Press Ctrl + Shift and click/drag to the left or right at the bottom of Edison in order to zoom in and out. Press Crl + Alt and click/drag up and down to zoom in and out. This is similar to using the scroll bar in the playlist, as reviewed in Chapter 5, Using the Playlist. With Edison, you use the Zoom/Scroll bar near the bottom of the window.
You may also use the Detached function—the exact function used on the FL Studio Mixer. This will allow you to detach Edison and drag it to another screen or computer monitor. Clicking on the small triangle on the upper-left-hand corner in Edison drops down a menu with the Detached functionality.
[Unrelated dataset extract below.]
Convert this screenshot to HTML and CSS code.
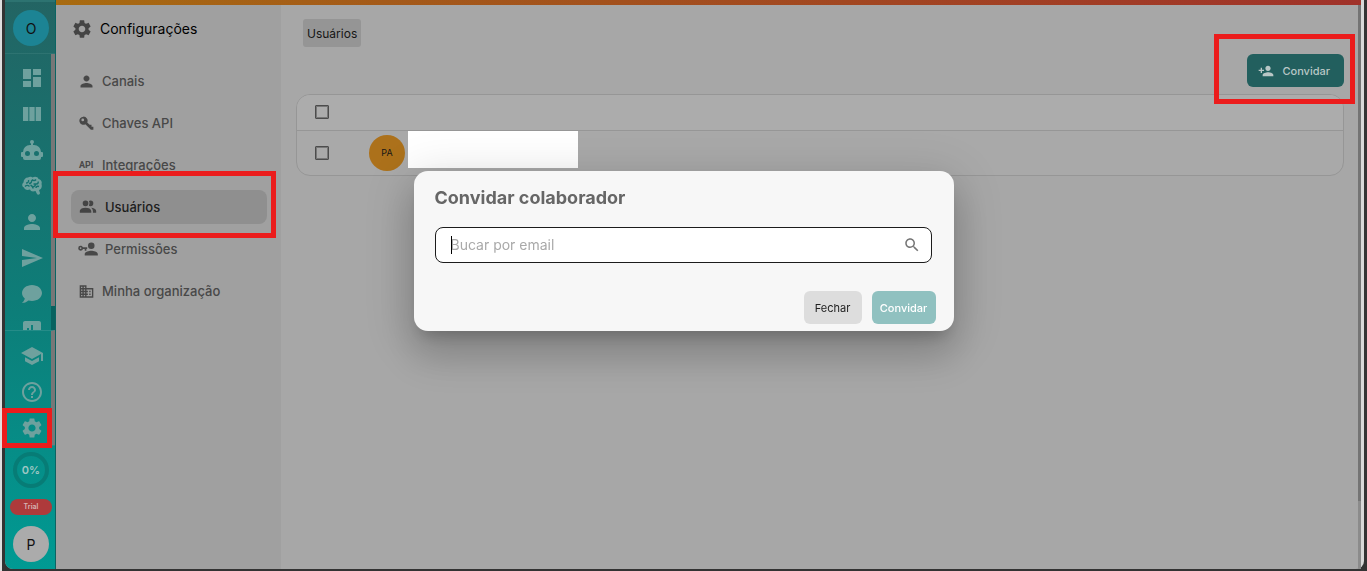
FILE: index.html
```html
<!DOCTYPE html>
<html lang="pt-BR">
<head>
    <meta charset="UTF-8">
    <meta name="viewport" content="width=device-width, initial-scale=1">
    <title>Configurações - Usuários</title>
    <link rel="stylesheet" href="styles.css">
</head>
<body>
    <div class="window">
        <!-- barra lateral -->
        <aside class="rail">
            <div class="rail-org"><button class="circle org" aria-label="Organização">O</button></div>
            <nav class="rail-list rail-main">
                <a href="#" aria-label="Painel"><svg viewBox="0 0 24 24"><path d="M3 13h8V3H3v10zm0 8h8v-6H3v6zm10 0h8V11h-8v10zm0-18v6h8V3h-8z"/></svg></a>
                <a href="#" aria-label="Colunas"><svg viewBox="0 0 24 24"><path d="M14.67 5v14H9.33V5h5.34zm1 14H21V5h-5.33v14zm-7.34 0V5H3v14h5.33z"/></svg></a>
                <a href="#" aria-label="Robôs"><svg viewBox="0 0 24 24"><path d="M12 2A2 2 0 0 1 14 4C14 4.74 13.6 5.39 13 5.73V7H14A7 7 0 0 1 21 14H22A1 1 0 0 1 23 15V18A1 1 0 0 1 22 19H21V20A2 2 0 0 1 19 22H5A2 2 0 0 1 3 20V19H2A1 1 0 0 1 1 18V15A1 1 0 0 1 2 14H3A7 7 0 0 1 10 7H11V5.73C10.4 5.39 10 4.74 10 4A2 2 0 0 1 12 2M7.5 13A2.5 2.5 0 0 0 5 15.5A2.5 2.5 0 0 0 7.5 18A2.5 2.5 0 0 0 10 15.5A2.5 2.5 0 0 0 7.5 13M16.5 13A2.5 2.5 0 0 0 14 15.5A2.5 2.5 0 0 0 16.5 18A2.5 2.5 0 0 0 19 15.5A2.5 2.5 0 0 0 16.5 13Z"/></svg></a>
                <a href="#" aria-label="Inteligência"><svg viewBox="0 0 24 24"><path d="M8 3.500C10 2 12 3 12.500 3.500C15 2 18 3 18.500 5C21 5.500 22.500 8 21.500 10C22.500 13 21 15.500 19 16L20 19C20 21 17.500 21 17 20L15.500 17C13 18 10.500 17.500 10 15.500C7 16.500 4.500 15.500 4 13.500C1.500 12.500 2 9.500 3.500 8.500C3.500 5.500 5.500 3.500 8 3.500Z"/><path class="folds" d="M6 9C8 9 9 7.500 8.500 6M5 12.500C6.500 11 8 11 9.500 12.500M9 9.500C11 9.500 12 8 11.500 6M12 5.500C13 7 15 7 16 5.500M13 14.500C13 12.500 11.500 11.500 10.500 11M13.500 10H16.500C18 10 18.500 8.500 18 7.500M16 14C16 12.500 17.500 12 19 12.500M15.500 10C15.500 11.500 14.500 12.500 13 13"/></svg></a>
                <a href="#" aria-label="Contatos"><svg viewBox="0 0 24 24"><path d="M12 12c2.210 0 4-1.790 4-4s-1.790-4-4-4-4 1.790-4 4 1.790 4 4 4zm0 2c-2.670 0-8 1.340-8 4v2h16v-2c0-2.660-5.330-4-8-4z"/></svg></a>
                <a href="#" aria-label="Envios"><svg viewBox="0 0 24 24"><path d="M2.010 21L23 12 2.010 3 2 10l15 2-15 2z"/></svg></a>
                <a href="#" aria-label="Conversas"><svg viewBox="0 0 24 24"><path d="M12 3C17.500 3 22 6.580 22 11C22 15.420 17.500 19 12 19C10.760 19 9.570 18.820 8.470 18.500C5.550 21 2 21 2 21C4.330 18.670 4.700 17.100 4.750 16.500C3.050 15.070 2 13.130 2 11C2 6.580 6.500 3 12 3Z"/></svg></a>
                <a href="#" aria-label="Relatórios"><svg viewBox="0 0 24 24"><path d="M19 3H5c-1.100 0-2 .9-2 2v14c0 1.100.9 2 2 2h14c1.100 0 2-.9 2-2V5c0-1.100-.9-2-2-2zM9 17H7v-7h2v7zm4 0h-2V7h2v10zm4 0h-2v-4h2v4z"/></svg></a>
            </nav>
            <nav class="rail-list rail-extra">
                <a href="#" aria-label="Academia"><svg viewBox="0 0 24 24"><path d="M5 13.180v4L12 21l7-3.820v-4L12 17l-7-3.820zM12 3L1 9l11 6 9-4.910V17h2V9L12 3z"/></svg></a>
                <a href="#" aria-label="Ajuda"><svg viewBox="0 0 24 24"><path d="M11 18h2v-2h-2v2zm1-16C6.480 2 2 6.480 2 12s4.480 10 10 10 10-4.480 10-10S17.520 2 12 2zm0 18c-4.410 0-8-3.590-8-8s3.590-8 8-8 8 3.590 8 8-3.590 8-8 8zm0-14c-2.210 0-4 1.790-4 4h2c0-1.100.9-2 2-2s2 .9 2 2c0 2-3 1.750-3 5h2c0-2.250 3-2.500 3-5 0-2.210-1.790-4-4-4z"/></svg></a>
                <a href="#" class="marked" aria-label="Configurações"><svg viewBox="0 0 24 24"><path d="M19.140 12.940c.04-.3.06-.61.06-.94 0-.32-.02-.64-.07-.94l2.030-1.580c.18-.14.23-.41.12-.61l-1.920-3.320c-.12-.22-.37-.29-.59-.22l-2.390.96c-.5-.38-1.030-.7-1.620-.94l-.36-2.540c-.04-.24-.24-.41-.48-.41h-3.840c-.24 0-.43.17-.47.41l-.36 2.540c-.59.24-1.130.57-1.620.94l-2.390-.96c-.22-.08-.47 0-.59.22L2.740 8.870c-.12.21-.08.47.12.61l2.030 1.580c-.05.3-.09.63-.09.94s.02.64.07.94l-2.030 1.580c-.18.14-.23.41-.12.61l1.920 3.320c.12.22.37.29.59.22l2.390-.96c.5.38 1.030.7 1.620.94l.36 2.540c.05.24.24.41.48.41h3.840c.24 0 .44-.17.47-.41l.36-2.540c.59-.24 1.130-.56 1.620-.94l2.390.96c.22.08.47 0 .59-.22l1.920-3.320c.12-.22.07-.47-.12-.61l-2.010-1.580zM12 15.600c-1.980 0-3.600-1.620-3.600-3.600s1.620-3.600 3.600-3.600 3.600 1.620 3.600 3.600-1.620 3.600-3.600 3.600z"/></svg></a>
            </nav>
            <div class="rail-foot">
                <div class="circle progress">0%</div>
                <span class="trial">Trial</span>
                <button class="circle profile" aria-label="Perfil">P</button>
            </div>
        </aside>

        <div class="app">
            <div class="topline"></div>
            <div class="content">
                <!-- menu de configurações -->
                <section class="settings">
                    <h1><svg viewBox="0 0 24 24"><path d="M19.140 12.940c.04-.3.06-.61.06-.94 0-.32-.02-.64-.07-.94l2.030-1.580c.18-.14.23-.41.12-.61l-1.920-3.320c-.12-.22-.37-.29-.59-.22l-2.390.96c-.5-.38-1.030-.7-1.620-.94l-.36-2.540c-.04-.24-.24-.41-.48-.41h-3.840c-.24 0-.43.17-.47.41l-.36 2.540c-.59.24-1.130.57-1.620.94l-2.390-.96c-.22-.08-.47 0-.59.22L2.740 8.870c-.12.21-.08.47.12.61l2.030 1.580c-.05.3-.09.63-.09.94s.02.64.07.94l-2.030 1.580c-.18.14-.23.41-.12.61l1.920 3.320c.12.22.37.29.59.22l2.390-.96c.5.38 1.030.7 1.620.94l.36 2.540c.05.24.24.41.48.41h3.840c.24 0 .44-.17.47-.41l.36-2.540c.59-.24 1.130-.56 1.620-.94l2.390.96c.22.08.47 0 .59-.22l1.920-3.320c.12-.22.07-.47-.12-.61l-2.010-1.580zM12 15.600c-1.980 0-3.600-1.620-3.600-3.600s1.620-3.600 3.600-3.600 3.600 1.620 3.600 3.600-1.620 3.600-3.600 3.600z"/></svg>Configurações</h1>
                    <nav class="menu">
                        <a href="#"><svg viewBox="2 2 20 20"><path d="M12 12c2.210 0 4-1.790 4-4s-1.790-4-4-4-4 1.790-4 4 1.790 4 4 4zm0 2c-2.670 0-8 1.340-8 4v2h16v-2c0-2.660-5.330-4-8-4z"/></svg>Canais</a>
                        <a href="#"><svg viewBox="0 0 24 24"><path fill-rule="evenodd" d="M7 1a6.500 6.500 0 1 0 3.200 12.200L19 22h4v-5h-3v-3h-3l-3.800-3.800A6.500 6.500 0 0 0 7 1zM6 4a2.200 2.200 0 1 1 0 4.400A2.200 2.200 0 0 1 6 4z"/></svg>Chaves API</a>
                        <a href="#"><span class="api">API</span>Integrações</a>
                        <a href="#" class="active marked"><svg class="wide" viewBox="1 1 22 22"><path d="M16 17V19H2V17S2 13 9 13 16 17 16 17M12.500 7.500A3.500 3.500 0 1 0 9 11A3.500 3.500 0 0 0 12.500 7.500M15.940 13A5.320 5.320 0 0 1 18 17V19H22V17S22 13.370 15.940 13M15 4A3.390 3.390 0 0 0 13.070 4.590A5 5 0 0 1 13.070 10.410A3.390 3.390 0 0 0 15 11A3.500 3.500 0 0 0 15 4Z"/></svg>Usuários</a>
                        <a href="#"><svg class="wide" viewBox="1 1 22 22"><path d="M11 10V12H10V14H8V12H5.830C5.420 13.170 4.310 14 3 14A3 3 0 0 1 0 11A3 3 0 0 1 3 8C4.310 8 5.420 8.830 5.830 10H11M3 10A1 1 0 0 0 2 11A1 1 0 0 0 3 12A1 1 0 0 0 4 11A1 1 0 0 0 3 10M16 14C18.670 14 24 15.340 24 18V20H8V18C8 15.340 13.330 14 16 14M16 12A4 4 0 0 1 12 8A4 4 0 0 1 16 4A4 4 0 0 1 20 8A4 4 0 0 1 16 12Z"/></svg>Permissões</a>
                        <a href="#"><svg viewBox="1 1 22 22"><path d="M12 7V3H2v18h20V7H12zM6 19H4v-2h2v2zm0-4H4v-2h2v2zm0-4H4V9h2v2zm0-4H4V5h2v2zm4 12H8v-2h2v2zm0-4H8v-2h2v2zm0-4H8V9h2v2zm0-4H8V5h2v2zm10 12h-8v-2h2v-2h-2v-2h2v-2h-2V9h8v10zm-2-8h-2v2h2v-2zm0 4h-2v2h2v-2z"/></svg>Minha organização</a>
                    </nav>
                </section>

                <!-- lista de usuários -->
                <main class="users">
                    <button class="tab">Usuários</button>
                    <div class="toolbar">
                        <span class="marked invite-mark">
                            <button class="invite"><svg viewBox="0 0 24 24"><path d="M15 12c2.210 0 4-1.790 4-4s-1.790-4-4-4-4 1.790-4 4 1.790 4 4 4zm-9-2V7H4v3H1v2h3v3h2v-3h3v-2H6zm9 4c-2.670 0-8 1.340-8 4v2h16v-2c0-2.660-5.330-4-8-4z"/></svg>Convidar</button>
                        </span>
                    </div>
                    <div class="table-box">
                        <table>
                            <thead>
                                <tr>
                                    <th class="check"><input type="checkbox" aria-label="Selecionar todos"></th>
                                    <th></th>
                                </tr>
                            </thead>
                            <tbody>
                                <tr>
                                    <td class="check"><input type="checkbox" aria-label="Selecionar usuário"></td>
                                    <td><div class="user"><span class="avatar">PA</span><span class="hidden-name"></span></div></td>
                                </tr>
                            </tbody>
                        </table>
                    </div>
                </main>
                <div class="scrollbar"></div>
            </div>
        </div>
    </div>

    <!-- modal de convite -->
    <div class="overlay">
        <form class="modal" role="dialog" aria-labelledby="modal-title">
            <h2 id="modal-title">Convidar colaborador</h2>
            <div class="search">
                <span class="caret"></span>
                <input type="text" placeholder="Bucar por email" aria-label="Bucar por email">
                <svg viewBox="0 0 24 24"><path d="M15.500 14h-.79l-.28-.27C15.410 12.590 16 11.110 16 9.500 16 5.910 13.090 3 9.500 3S3 5.910 3 9.500 5.910 16 9.500 16c1.610 0 3.090-.59 4.230-1.570l.27.28v.79l5 4.990L20.490 19l-4.990-5zm-6 0C7.010 14 5 11.990 5 9.500S7.010 5 9.500 5 14 7.010 14 9.500 11.990 14 9.500 14z"/></svg>
            </div>
            <div class="actions">
                <button type="button" class="close">Fechar</button>
                <button type="button" class="send">Convidar</button>
            </div>
        </form>
    </div>
</body>
</html>
```
FILE: styles.css
```css
* {
    box-sizing: border-box;
}

body {
    margin: 0;
    height: 100vh;
    padding: 0 3px 2px;
    border-left: 2px solid #dedede;
    background: #333;
    font-family: Inter, "Liberation Sans", sans-serif;
    font-size: 13px;
    color: #161616;
    overflow: hidden;
}

button, input {
    font: inherit;
}

button {
    border: 0;
    padding: 0;
}

a {
    color: inherit;
    text-decoration: none;
}

svg {
    display: block;
    flex: none;
    fill: currentColor;
}

.window {
    display: flex;
    height: 100%;
    border-right: 3px solid #d8d8d8;
    border-radius: 0 0 8px 8px;
    background: #a7a7a7;
}

/* caixa vermelha de destaque */
.marked {
    position: relative;
}

.marked::after {
    content: "";
    position: absolute;
    border: 5px solid #eb1c1c;
    pointer-events: none;
}

/* barra lateral */
.rail {
    display: flex;
    flex-direction: column;
    flex: none;
    width: 51px;
    border-right: 1px solid #0b6462;
    border-radius: 0 0 0 8px;
    background: linear-gradient(#236463, #0d7e79 55%, #009a93);
}

.rail-org {
    height: 54px;
    padding: 8px 8px 0;
    border-top: 2px solid #2d7371;
    border-bottom: 1px solid #2d7371;
}

.circle {
    display: flex;
    align-items: center;
    justify-content: center;
    width: 36px;
    height: 36px;
    border-radius: 50%;
    font-size: 14px;
    color: #111;
}

.rail-org .org {
    background: #1c8494;
}

.rail-list {
    display: flex;
    flex-direction: column;
    align-items: center;
    gap: 12px;
    padding-left: 7px;
    color: #6ea19e;
    border-right: 4px solid #777;
}

.rail-list svg {
    width: 24px;
    height: 24px;
}

.rail-list .folds {
    fill: none;
    stroke: #14726f;
    stroke-width: 1.4;
}

.rail-main {
    flex: 1;
    min-height: 0;
    padding-top: 12px;
    border-image: linear-gradient(#777 91%, #07625f 91%) 1;
    overflow: hidden;
}

.rail-extra {
    flex: none;
    height: 115px;
    padding-top: 13px;
    border-top: 1px solid #258c88;
}

.rail-extra .marked::after {
    inset: -8px -8px -8px -18px;
}

.rail-foot {
    display: flex;
    flex-direction: column;
    align-items: center;
    gap: 11px;
    height: 124px;
    padding: 6px 0 0 2px;
    border-top: 1px solid #258c88;
}

.progress {
    border: 4px solid #077c76;
    font-size: 11px;
    font-weight: 600;
    color: #9fc7c4;
}

.trial {
    width: 42px;
    border-radius: 8px;
    background: #ae3a3b;
    color: #d5b5b4;
    font-size: 7px;
    font-weight: 600;
    line-height: 16px;
    text-align: center;
}

.profile {
    background: #ababab;
}

.app {
    display: flex;
    flex-direction: column;
    flex: 1;
    min-width: 0;
}

.topline {
    flex: none;
    height: 5px;
    background: linear-gradient(90deg, #a86b10, #a45a19 25%, #a0322a);
}

.content {
    display: flex;
    flex: 1;
}

/* menu de configurações */
.settings {
    flex: none;
    width: 225px;
    padding: 13px 14px 0 15px;
    background: #a0a0a0;
}

.settings h1 {
    display: flex;
    align-items: center;
    gap: 7px;
    margin: 0 0 24px;
    font-size: 14px;
    font-weight: 400;
    line-height: 20px;
    color: #000;
}

.settings h1 svg {
    width: 22px;
    height: 22px;
    color: #444;
}

.menu {
    display: flex;
    flex-direction: column;
    gap: 8px;
}

.menu a {
    display: flex;
    align-items: center;
    gap: 8px;
    height: 34px;
    padding-left: 8px;
    border-radius: 8px;
    font-weight: 500;
    color: #484848;
}

.menu svg {
    width: 15px;
    height: 15px;
}

.menu .wide {
    width: 18px;
    height: 18px;
    overflow: visible;
}

.menu .api {
    width: 15px;
    font-family: Roboto, sans-serif;
    font-size: 9px;
    font-weight: 700;
}

.menu .active {
    background: #8f8f8f;
    color: #1d1d1d;
}

.menu .active svg {
    color: #444;
}

.menu .marked::after {
    inset: -19px -9px -14px -18px;
}

/* lista de usuários */
.users {
    flex: 1;
    min-width: 0;
    padding: 14px 14px 0 15px;
}

.tab {
    display: block;
    height: 28px;
    margin-left: 7px;
    padding: 0 4px;
    border-radius: 3px;
    background: #959595;
    color: #161616;
    font-size: 12px;
}

.toolbar {
    display: flex;
    justify-content: flex-end;
    padding: 7px 0;
}

.invite-mark::after {
    inset: -20px -11px -17px -33px;
}

.invite {
    display: flex;
    align-items: center;
    gap: 8px;
    height: 33px;
    padding: 0 14px 0 11px;
    border-radius: 6px;
    background: #225f5e;
    color: #b9c7c6;
    font-size: 11px;
    font-weight: 500;
}

.invite svg {
    width: 16px;
    height: 16px;
}

.table-box {
    border: 1px solid #969696;
    border-radius: 14px;
    background: #a9a9a9;
    overflow: hidden;
}

table {
    width: 100%;
    border-collapse: collapse;
}

th, td {
    padding: 0;
    text-align: left;
}

th {
    height: 35px;
    border-bottom: 1px solid #969696;
    background: #acacac;
}

td {
    height: 45px;
}

.check {
    width: 72px;
    padding-left: 18px;
}

.check input {
    display: block;
    appearance: none;
    width: 14px;
    height: 14px;
    margin: 0;
    border: 1px solid #4c4c4c;
    border-radius: 1px;
    outline: 1px solid #777;
    outline-offset: -2px;
}

.user {
    display: flex;
    align-items: center;
    gap: 3px;
}

.avatar {
    width: 36px;
    border-radius: 50%;
    background: #ac711b;
    font-size: 9px;
    line-height: 36px;
    text-align: center;
}

.hidden-name {
    width: 170px;
    height: 37px;
    margin-bottom: 7px;
    background: #fff;
}

.scrollbar {
    flex: none;
    width: 3px;
    background: linear-gradient(#747474 88%, #8b8b8b 88%);
}

/* modal de convite */
.overlay {
    position: fixed;
    inset: 0;
    z-index: 2;
    display: flex;
    align-items: flex-start;
    justify-content: center;
    padding-top: 171px;
}

.modal {
    width: 540px;
    max-width: 90%;
    padding: 15px 18px 7px 21px;
    border-radius: 14px;
    background: #f7f7f7;
    box-shadow: 0 11px 15px -7px rgba(0, 0, 0, .2), 0 24px 38px 3px rgba(0, 0, 0, .14), 0 9px 46px 8px rgba(0, 0, 0, .12);
}

.modal h2 {
    margin: 0 0 17px;
    font-size: 18px;
    font-weight: 700;
    line-height: 24px;
    color: #666;
}

.search {
    position: relative;
    display: flex;
    align-items: center;
    height: 36px;
    margin-right: 4px;
    padding: 0 10px 0 15px;
    border: 1px solid #1c1c1c;
    border-radius: 8px;
    background: #fff;
}

.search input {
    flex: 1;
    min-width: 0;
    padding: 0 0 2px;
    border: 0;
    outline: 0;
    background: none;
    font-size: 14px;
}

.search input::placeholder {
    color: #a9a9a9;
}

.search svg {
    width: 18px;
    height: 18px;
    color: #757575;
}

.search .caret {
    position: absolute;
    left: 15px;
    width: 1px;
    height: 18px;
    background: #000;
}

.actions {
    display: flex;
    justify-content: flex-end;
    gap: 10px;
    margin-top: 28px;
}

.actions button {
    height: 33px;
    border-radius: 6px;
    font-size: 11px;
}

.actions .close {
    width: 58px;
    background: #ddd;
    color: #222;
}

.actions .send {
    width: 64px;
    background: #90c1c0;
    color: #fff;
    font-weight: 500;
}
```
Clicking on that will help you separate and isolate Edison so the entire graphical window is easier to work with. Also, be aware of where Edison actually exists on our FL Studio mixer. Sometimes, it will pop up on one of our FL Studio Mixer chain slots in the FL Studio Mixer. Edison is actually a Fruity effect and can be added to any FX slot (1 to 8 vertically) in the FL Studio Mixer.
You may also right-click on where your audio file is displayed on Edison. This will bring up a variety of parameters used to manipulate and tweak your audio. Additionally, be sure to experiment with all of the icons in the previous screenshot. Edison is a very powerful audio editor and it can definitely enhance the sound of your FL Studio project.
You can also edit any type of sample in your browser within Edison in order to tweak it to your needs. Basically, Edison can be used as an audio editor and audio sampler, as well as an audio recording system.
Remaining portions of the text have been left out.